Huh? IMAX movies run at the same rate as normal movies, which is 24fps. The imax film is about 70mm, and it was a big technical challenge to get such a large frame to be fed through the projector fast enough. A 48fps version was never successful.

I find it sad at movies cling to such a low frame rate. It might have played ok in the era of westerns etc but these days with the wide panning shots and scenes it just ruins the film. I mean these huh budget films take hundreds of millions of dollars to produce so it's kind of sad. I understand the reasons from a business perspective. I don't know if digital movies play at a higher rate? (wouldn't matter anyway if the original is still shot on standard 24fps film)
 
Stop this debate, that has been proven wrong so many times... The eye may not be able to see it visually, but your brain can DEFINITELY tell the difference between 30, 60, 100, 150, etc. I play FPS games competitively and I can DEFINITELY tell the difference between 30 and 100, 60 and 120, 90 and 300. Don't bother saying otherwise.

Holy Guacomole - you must be pretty annoyed by fluorescent lamps. Just a quick reminder - depending on the design of your electricity they flicker at 100 Hz or 120 Hz.
:D:D:D:D
 
wow...even though the human eye can see at around 30 fps, we still double tht...
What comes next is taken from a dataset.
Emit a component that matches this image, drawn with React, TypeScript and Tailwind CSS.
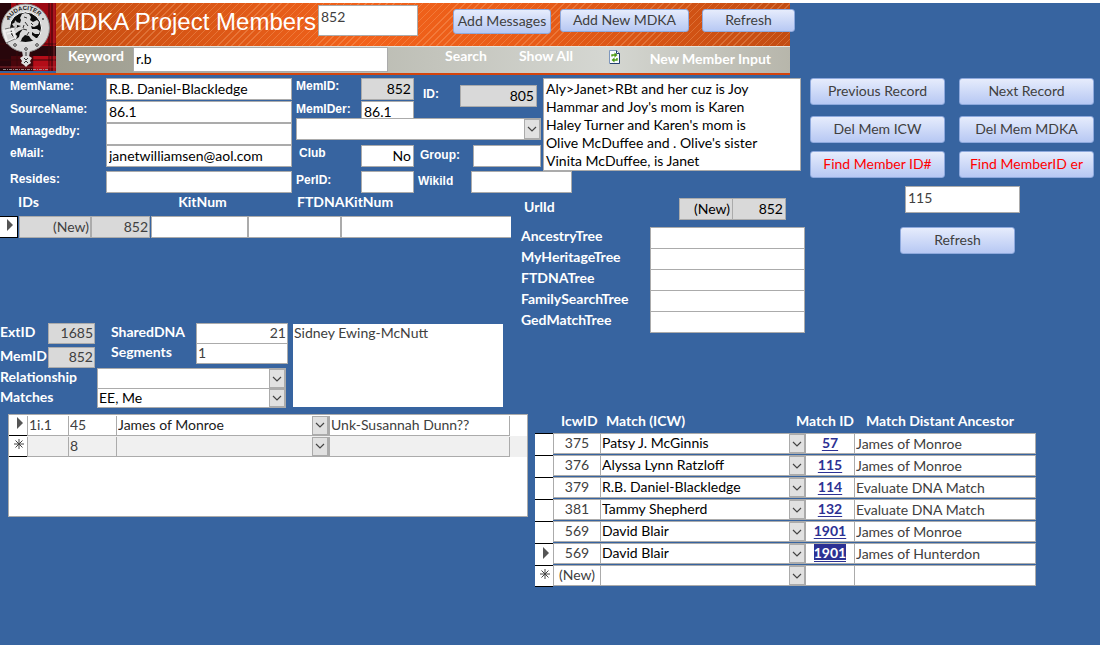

Some people can see higher. I can see 60hz out my peripheral vision. . I have to run my monitor at 75hz or higher to not get headaches. But maybe that's different..
 
Holy Guacomole - you must be pretty annoyed by fluorescent lamps. Just a quick reminder - depending on the design of your electricity they flicker at 100 Hz or 120 Hz.
:D:D:D:D

Actually he must be a housefly. They have a flicker fusion threshold of 300Hz. In humans it is more like 60Hz.

Some people can see higher. I can see 60hz out my peripheral vision. . I have to run my monitor at 75hz or higher to not get headaches. But maybe that's different..

Yes that is completely normal. This is Flicker fusion threshold which is bang on 60Hz for most people. This is upper rate for human vision rate. By 75Hz most people can no longer detect flicker (or benefit from higher FPS).